An episode of Border Security in Australia showed Customs’ ofﬁcials stop a model because they detected cocaine—and in their interviews with the reality TV crew, the audience was told that there was a belief that models and the fashion industry were known for illicit drugs.
Any respectable modelling agency will tell you—as will any magazine with any principles—that this image is not deserved on our patch. But we acknowledge that it does happen. Sadly, as with so many things out there, the decent publications and agencies who will go and look after models with a loco parentis attitude aren’t 100 per cent representative of the entire industry.
Personally speaking, I see a lot of tobacco—but in 10 years I have never seen any model do coke. Maybe no one does this stuff in front of me, or maybe I am only invited to the more respectable dos.
In any case, we can’t send a strong message if we are being told that images of drug-worn models is desirable. Or that the industry turns a blind eye to coke.
The above photograph has been airbrushed, of course, and it’s a heck of a glamorous outﬁt, but when you look closely at Moss she doesn’t seem as “there” as she was 10 years ago. I also think she might look better with an extra 15 lb.

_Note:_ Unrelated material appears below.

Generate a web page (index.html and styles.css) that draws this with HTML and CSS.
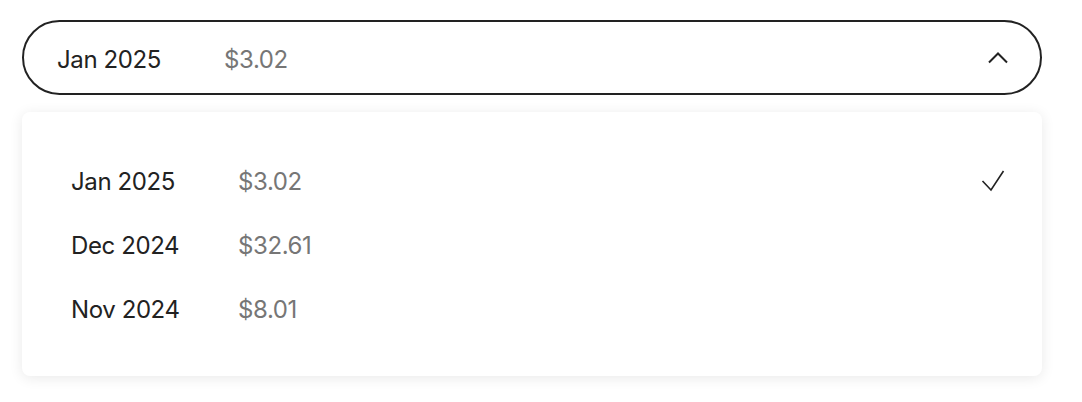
FILE: index.html
```html
<!DOCTYPE html>
<html lang="en">
<head>
<meta charset="utf-8">
<title>Billing period</title>
<link rel="stylesheet" href="styles.css">
</head>
<body>
<div class="picker">
  <button class="select" type="button">
    <span class="date">Jan 2025</span>
    <span class="price">$3.02</span>
    <svg class="chevron" width="20" height="12" viewBox="0 0 20 12" aria-hidden="true">
      <path d="M1 10.5 L10 1.5 L19 10.5" fill="none" stroke="#222" stroke-width="2"/>
    </svg>
  </button>
  <ul class="menu">
    <li class="option">
      <span class="date">Jan 2025</span>
      <span class="price">$3.02</span>
      <svg class="check" width="24" height="24" viewBox="0 0 24 24" aria-hidden="true">
        <path d="M1.5 12 L10 21 L22.5 2" fill="none" stroke="#222" stroke-width="1.6"/>
      </svg>
    </li>
    <li class="option">
      <span class="date">Dec 2024</span>
      <span class="price">$32.61</span>
    </li>
    <li class="option">
      <span class="date">Nov 2024</span>
      <span class="price">$8.01</span>
    </li>
  </ul>
</div>
</body>
</html>
```

FILE: styles.css
```css
* { box-sizing: border-box; }

html, body {
  margin: 0;
  background: #fff;
}

body {
  font-family: Inter, "Liberation Sans", sans-serif;
  color: #222;
  min-height: 402px;
}

.picker {
  padding: 20px 40px 26px 22px;
  display: flex;
  flex-direction: column;
}

.select {
  display: flex;
  align-items: center;
  height: 75px;
  width: 100%;
  padding: 3px 32px 0 33px;
  border: 2px solid #222;
  border-radius: 999px;
  background: #fff;
  font: inherit;
  color: inherit;
  text-align: left;
}

.select .chevron {
  margin-top: -3px;
}

.date {
  width: 167px;
  flex: none;
  font-size: 24px;
  letter-spacing: -0.4px;
  color: #222;
}

.price {
  flex: 1;
  font-size: 24px;
  letter-spacing: -0.4px;
  color: #767676;
}

.chevron, .check {
  flex: none;
  display: block;
}

.menu {
  list-style: none;
  margin: 17px 0 0;
  padding: 37px 37px 35px 49px;
  height: 264px;
  background: #fff;
  border-radius: 8px;
  box-shadow: 0 2px 14px rgba(0, 0, 0, 0.09);
}

.option {
  display: flex;
  align-items: center;
  height: 64px;
}
```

I am not mounting a campaign using Kate Moss as a scapegoat—but I am not sure if she represents where I want this industry to head.
This is nothing to do with age—you don’t see me complaining about Andie MacDowell, Meryl Streep or Lauren Bacall, nor do you see me complain about the Real Beauty campaigns that Dove runs—but I believe there are looks that we as an industry want to propagate that are healthy and radiant.
It may be time for another Cindy Crawford or Claudia Schiffer. With a master’s degree.